В вагоне пели все, пел и я, но больше смотрел в окно. Хотелось увидеть те места, где партизанил знаменитый дед Талаш, о котором замечательно рассказал народный писатель Белоруссии Якуб Колас в повести "Трясина". Хотелось как следует разглядеть ту украинскую землю, по которой лихо скакал в рядах буденновцев Павел Корчагин. Все тогда мечтали стать похожими на Павку, дружить, любить, быть преданными делу по-корчагински. Все помнили клятву Павла на могиле погибших друзей: "Самое дорогое у человека - это жизнь. Она дается ему один раз, и прожить ее надо так, чтобы не было мучительно больно за бесцельно прожитые годы, чтобы не жег позор за подленькое и мелочное прошлое..."

А как хотелось увидеть знаменитый Тихий Дон, где так многотрудно жили, боролись, любили шолоховские герои!

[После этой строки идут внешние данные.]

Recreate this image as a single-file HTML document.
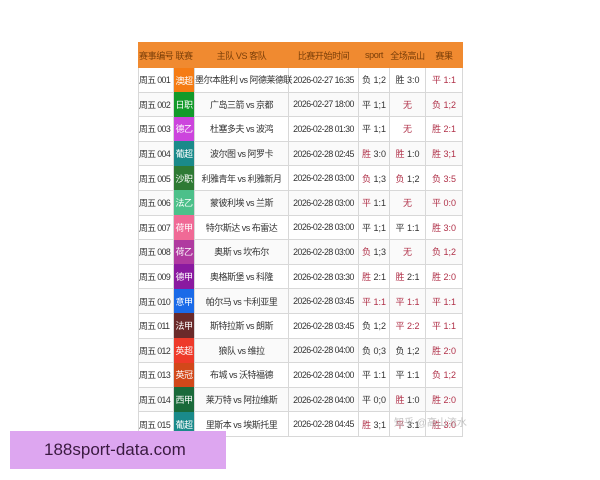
<!DOCTYPE html>
<html><head><meta charset="utf-8"><style>
body{margin:0;width:600px;height:480px;background:#fff;position:relative;overflow:hidden;font-family:"Liberation Sans","Noto Sans CJK SC",sans-serif;}
table{position:absolute;left:138px;top:42px;width:324px;border-collapse:collapse;table-layout:fixed;font-size:9px;color:#333;}
td,th{border:1px solid #d8d8d8;padding:0;text-align:center;white-space:nowrap;overflow:visible;height:23.6px;}
th{background:#f08a30;color:#7a3e08;font-weight:normal;height:24px;border-color:#f08a30;letter-spacing:-0.4px;}
td.lg{color:#fff;border:none;letter-spacing:-0.5px;}
td.c1{text-align:left;padding-left:0;letter-spacing:-0.6px;font-size:8.8px;}
td.t{letter-spacing:-0.55px;font-size:8.8px;}
td.m{letter-spacing:-0.5px;}
.r{color:#b03048;}
tr:nth-child(odd) td{background:#fafafa;}
.wm{position:absolute;left:394px;top:414px;color:rgba(170,170,170,.7);font-size:10px;}
.ban{position:absolute;left:10px;top:431px;width:216px;height:38px;background:#dda6f0;color:#3a1a40;font-size:17px;line-height:38px;text-indent:34px;}
</style></head><body>
<table>
<colgroup><col style="width:35px"><col style="width:21px"><col style="width:94px"><col style="width:70px"><col style="width:31px"><col style="width:36px"><col style="width:37px"></colgroup>
<tr><th>赛事编号</th><th>联赛</th><th>主队 VS 客队</th><th>比赛开始时间</th><th>sport</th><th>全场高山</th><th>赛果</th></tr>
<tr><td class="c1">周五 001</td><td class="lg" style="background:#f57c14">澳超</td><td class="m">墨尔本胜利 vs 阿德莱德联</td><td class="t">2026-02-27 16:35</td><td>负 1;2</td><td>胜 3:0</td><td class="r">平 1:1</td></tr>
<tr><td class="c1">周五 002</td><td class="lg" style="background:#139a2a">日职</td><td class="m">广岛三箭 vs 京都</td><td class="t">2026-02-27 18:00</td><td>平 1;1</td><td class="r">无</td><td class="r">负 1;2</td></tr>
<tr><td class="c1">周五 003</td><td class="lg" style="background:#cc44dd">德乙</td><td class="m">杜塞多夫 vs 波鸿</td><td class="t">2026-02-28 01:30</td><td>平 1;1</td><td class="r">无</td><td class="r">胜 2:1</td></tr>
<tr><td class="c1">周五 004</td><td class="lg" style="background:#1a8a8a">葡超</td><td class="m">波尔图 vs 阿罗卡</td><td class="t">2026-02-28 02:45</td><td><span class="r">胜</span> 3:0</td><td><span class="r">胜</span> 1:0</td><td class="r">胜 3;1</td></tr>
<tr><td class="c1">周五 005</td><td class="lg" style="background:#2e7a34">沙职</td><td class="m">利雅青年 vs 利雅新月</td><td class="t">2026-02-28 03:00</td><td><span class="r">负</span> 1;3</td><td><span class="r">负</span> 1;2</td><td class="r">负 3:5</td></tr>
<tr><td class="c1">周五 006</td><td class="lg" style="background:#4cc08a">法乙</td><td class="m">蒙彼利埃 vs 兰斯</td><td class="t">2026-02-28 03:00</td><td><span class="r">平</span> 1:1</td><td class="r">无</td><td class="r">平 0:0</td></tr>
<tr><td class="c1">周五 007</td><td class="lg" style="background:#f06a96">荷甲</td><td class="m">特尔斯达 vs 布雷达</td><td class="t">2026-02-28 03:00</td><td>平 1;1</td><td>平 1:1</td><td class="r">胜 3:0</td></tr>
<tr><td class="c1">周五 008</td><td class="lg" style="background:#b03aa0">荷乙</td><td class="m">奥斯 vs 坎布尔</td><td class="t">2026-02-28 03:00</td><td><span class="r">负</span> 1;3</td><td class="r">无</td><td class="r">负 1;2</td></tr>
<tr><td class="c1">周五 009</td><td class="lg" style="background:#8a1aa0">德甲</td><td class="m">奥格斯堡 vs 科隆</td><td class="t">2026-02-28 03:30</td><td><span class="r">胜</span> 2:1</td><td><span class="r">胜</span> 2:1</td><td class="r">胜 2:0</td></tr>
<tr><td class="c1">周五 010</td><td class="lg" style="background:#1a6ae8">意甲</td><td class="m">帕尔马 vs 卡利亚里</td><td class="t">2026-02-28 03:45</td><td class="r">平 1:1</td><td class="r">平 1:1</td><td class="r">平 1:1</td></tr>
<tr><td class="c1">周五 011</td><td class="lg" style="background:#6a2a2a">法甲</td><td class="m">斯特拉斯 vs 朗斯</td><td class="t">2026-02-28 03:45</td><td>负 1;2</td><td class="r">平 2:2</td><td class="r">平 1:1</td></tr>
<tr><td class="c1">周五 012</td><td class="lg" style="background:#ee3a2a">英超</td><td class="m">狼队 vs 维拉</td><td class="t">2026-02-28 04:00</td><td>负 0;3</td><td>负 1;2</td><td class="r">胜 2:0</td></tr>
<tr><td class="c1">周五 013</td><td class="lg" style="background:#d2481a">英冠</td><td class="m">布城 vs 沃特福德</td><td class="t">2026-02-28 04:00</td><td>平 1:1</td><td>平 1:1</td><td class="r">负 1;2</td></tr>
<tr><td class="c1">周五 014</td><td class="lg" style="background:#1a6a3a">西甲</td><td class="m">莱万特 vs 阿拉维斯</td><td class="t">2026-02-28 04:00</td><td>平 0;0</td><td><span class="r">胜</span> 1:0</td><td class="r">胜 2:0</td></tr>
<tr><td class="c1">周五 015</td><td class="lg" style="background:#1a8a8a">葡超</td><td class="m">里斯本 vs 埃斯托里</td><td class="t">2026-02-28 04:45</td><td><span class="r">胜</span> 3;1</td><td><span class="r">平</span> 3:1</td><td class="r">胜 3:0</td></tr>
</table>
<div class="wm">知乎 @高山流水</div>
<div class="ban">188sport-data.com</div>
</body></html>
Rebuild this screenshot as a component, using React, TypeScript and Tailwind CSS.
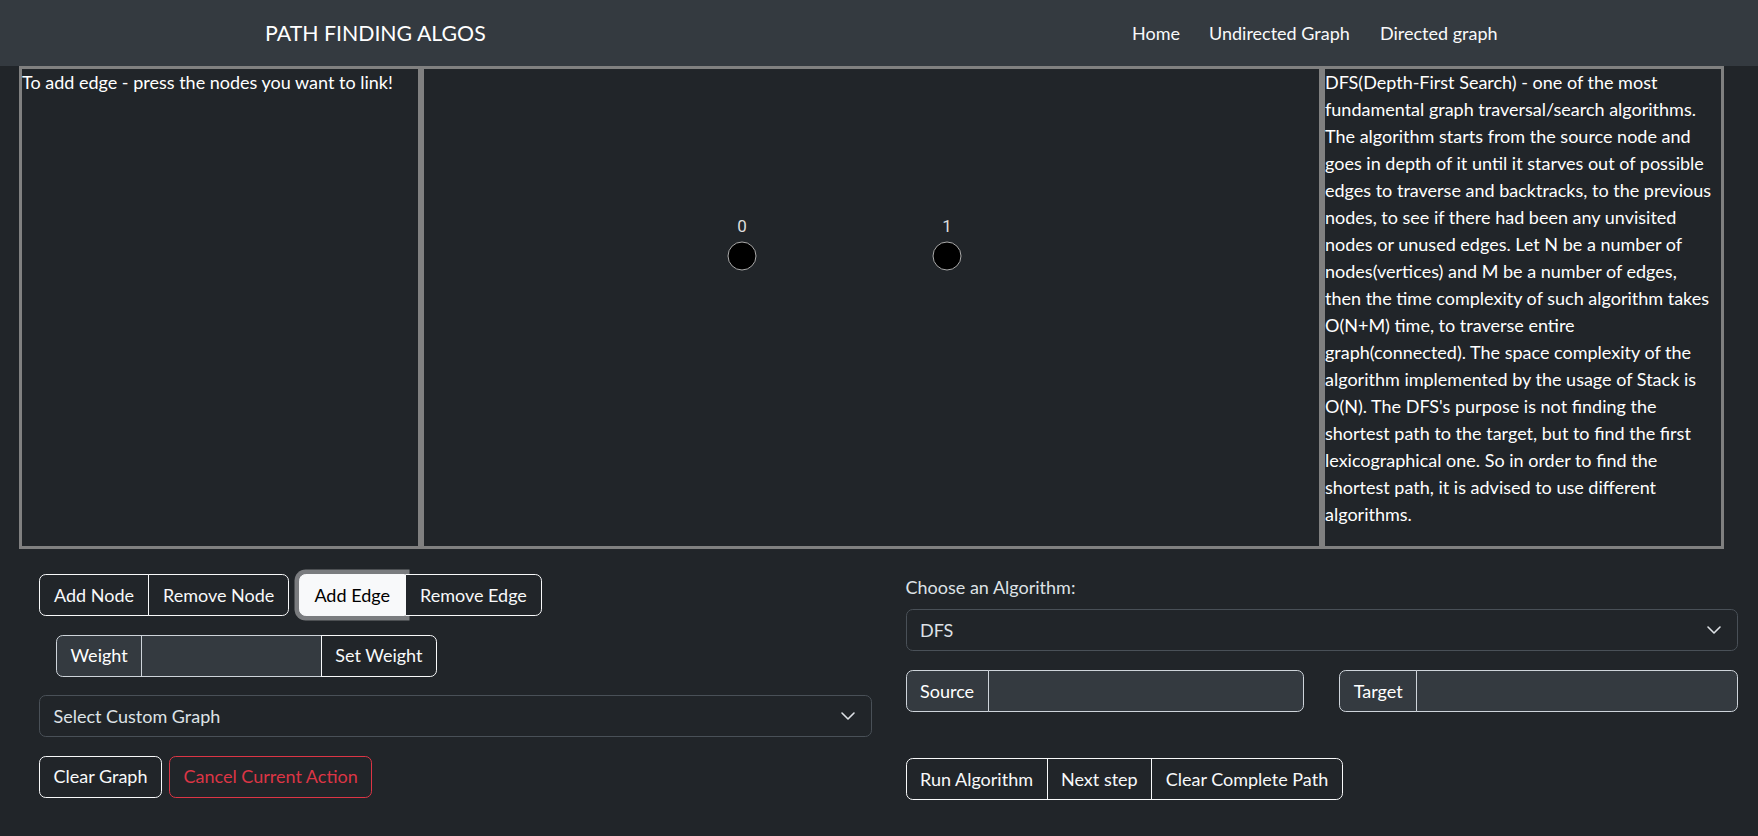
import React from "react";

const dfsLines = [
  "DFS(Depth-First Search) - one of the most",
  "fundamental graph traversal/search algorithms.",
  "The algorithm starts from the source node and",
  "goes in depth of it until it starves out of possible",
  "edges to traverse and backtracks, to the previous",
  "nodes, to see if there had been any unvisited",
  "nodes or unused edges. Let N be a number of",
  "nodes(vertices) and M be a number of edges,",
  "then the time complexity of such algorithm takes",
  "O(N+M) time, to traverse entire",
  "graph(connected). The space complexity of the",
  "algorithm implemented by the usage of Stack is",
  "O(N). The DFS's purpose is not finding the",
  "shortest path to the target, but to find the first",
  "lexicographical one. So in order to find the",
  "shortest path, it is advised to use different",
  "algorithms.",
];

const nodes = [
  { id: 0, x: 318, y: 187 },
  { id: 1, x: 523, y: 187 },
];

function Chevron() {
  return (
    <svg width="16" height="16" viewBox="0 0 16 16" fill="none">
      <path d="M2 5l6 6 6-6" stroke="#dee2e6" strokeWidth="1.6" strokeLinecap="round" strokeLinejoin="round" />
    </svg>
  );
}

function Select({ label }: { label: string }) {
  return (
    <div className="h-[42px] w-full flex items-center justify-between pl-[13.5px] pr-[15px] border border-[#495057] rounded-[6.75px] bg-[#212529] text-[#dee2e6]">
      <span>{label}</span>
      <Chevron />
    </div>
  );
}

function InputGroup({ label, button, className }: { label: string; button?: string; className?: string }) {
  return (
    <div className={"h-[42px] flex " + (className ?? "")}>
      <span className="flex items-center px-[13.5px] bg-[#343a40] border border-[#ced4da] rounded-l-[6.75px]">{label}</span>
      <div className={"flex-1 bg-[#343a40] border border-[#ced4da] -ml-px " + (button ? "" : "rounded-r-[6.75px]")} />
      {button && (
        <button className="flex items-center px-[13.5px] border border-[#f8f9fa] rounded-r-[6.75px] -ml-px text-[#f8f9fa]">{button}</button>
      )}
    </div>
  );
}

export default function App() {
  return (
    <div className="min-h-screen bg-[#212529] text-white font-['Lato',sans-serif] text-[18px] leading-[27px]">
      {/* Navbar */}
      <header className="h-[66px] bg-[#343a40] flex items-center">
        <div className="w-[1132px] pl-[265px] text-[21.3px]">PATH FINDING ALGOS</div>
        <nav className="flex text-[#f8f9fa]">
          <a className="w-[77px]">Home</a>
          <a className="w-[171px]">Undirected Graph</a>
          <a>Directed graph</a>
        </nav>
      </header>

      {/* Panels */}
      <div className="flex ml-[19px] h-[483px]">
        <div className="w-[402px] border-[3px] border-[#808080]">
          To add edge - press the nodes you want to link!
        </div>
        <div className="w-[901px] border-[3px] border-[#808080] relative">
          {nodes.map((n) => (
            <div key={n.id}>
              <span
                className="absolute -translate-x-1/2 text-[17px] leading-[20px] text-[#dddddd] font-['Roboto',sans-serif]"
                style={{ left: n.x, top: n.y - 40 }}
              >
                {n.id}
              </span>
              <span
                className="absolute w-[29px] h-[29px] rounded-full bg-black border border-[#aaaaaa] -translate-x-1/2 -translate-y-1/2"
                style={{ left: n.x, top: n.y }}
              />
            </div>
          ))}
        </div>
        <div className="w-[402px] border-[3px] border-[#808080] whitespace-nowrap">
          {dfsLines.map((l, i) => (
            <div key={i}>{l}</div>
          ))}
        </div>
      </div>

      {/* Controls */}
      <div className="grid grid-cols-2 gap-[34px] pl-[39px] pr-[20px] pt-[25px]">
        <div className="flex flex-col gap-[18.5px]">
          <div className="flex gap-[10px] text-[#f8f9fa]">
            <div className="flex h-[42px]">
              <button className="px-[14px] border border-[#f8f9fa] rounded-l-[6.75px]">Add Node</button>
              <button className="px-[14px] border border-[#f8f9fa] rounded-r-[6.75px] -ml-px">Remove Node</button>
            </div>
            <div className="flex h-[42px]">
              <button className="px-[14px] border border-[#f8f9fa] rounded-l-[6.75px] bg-[#f8f9fa] text-black shadow-[0_0_0_4.5px_rgba(211,212,213,0.5)]">
                Add Edge
              </button>
              <button className="relative z-10 px-[14px] border border-[#f8f9fa] rounded-r-[6.75px] bg-[#212529]">Remove Edge</button>
            </div>
          </div>
          <div className="pl-[17px]">
            <InputGroup label="Weight" button="Set Weight" className="w-[381px]" />
          </div>
          <Select label="Select Custom Graph" />
          <div className="flex gap-[7px] h-[42px]">
            <button className="px-[13.5px] border border-[#f8f9fa] rounded-[6.75px] text-[#f8f9fa]">Clear Graph</button>
            <button className="px-[13.5px] border border-[#dc3545] rounded-[6.75px] text-[#dc3545]">Cancel Current Action</button>
          </div>
        </div>

        <div className="flex flex-col">
          <label className="text-[#dee2e6] mb-[8px]">Choose an Algorithm:</label>
          <Select label="DFS" />
          <div className="grid grid-cols-2 gap-[35px] mt-[19px]">
            <InputGroup label="Source" />
            <InputGroup label="Target" />
          </div>
          <div className="flex h-[42px] mt-[46px] text-[#f8f9fa]">
            <button className="px-[13.5px] border border-[#f8f9fa] rounded-l-[6.75px]">Run Algorithm</button>
            <button className="px-[13.5px] border border-[#f8f9fa] -ml-px">Next step</button>
            <button className="px-[13.5px] border border-[#f8f9fa] rounded-r-[6.75px] -ml-px">Clear Complete Path</button>
          </div>
        </div>
      </div>
    </div>
  );
}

Но вот и Батайск - небольшой чистый городок, расположенный в десяти километрах южнее Ростова-на-Дону. Я быстро нашел училище и смотрел на окружающее с удивлением: здесь все было по-военному. Строгие здания казарм и учебных классов, подтянутые бравые курсанты в строю. Чеканя по-уставному шаг, они отдают честь старшим по званию. Я уже знал, как по нашивкам на рукавах, по треугольникам, кубам и шпалам отличать младших командиров от старших.

Шагая с самодельным деревянным сундучком в руках, жадно всматривался я в каждое строение, искал глазами аэродром с множеством невиданных самолетов. Ведь именно отсюда мне предстоит взлететь в небо на боевом истребителе...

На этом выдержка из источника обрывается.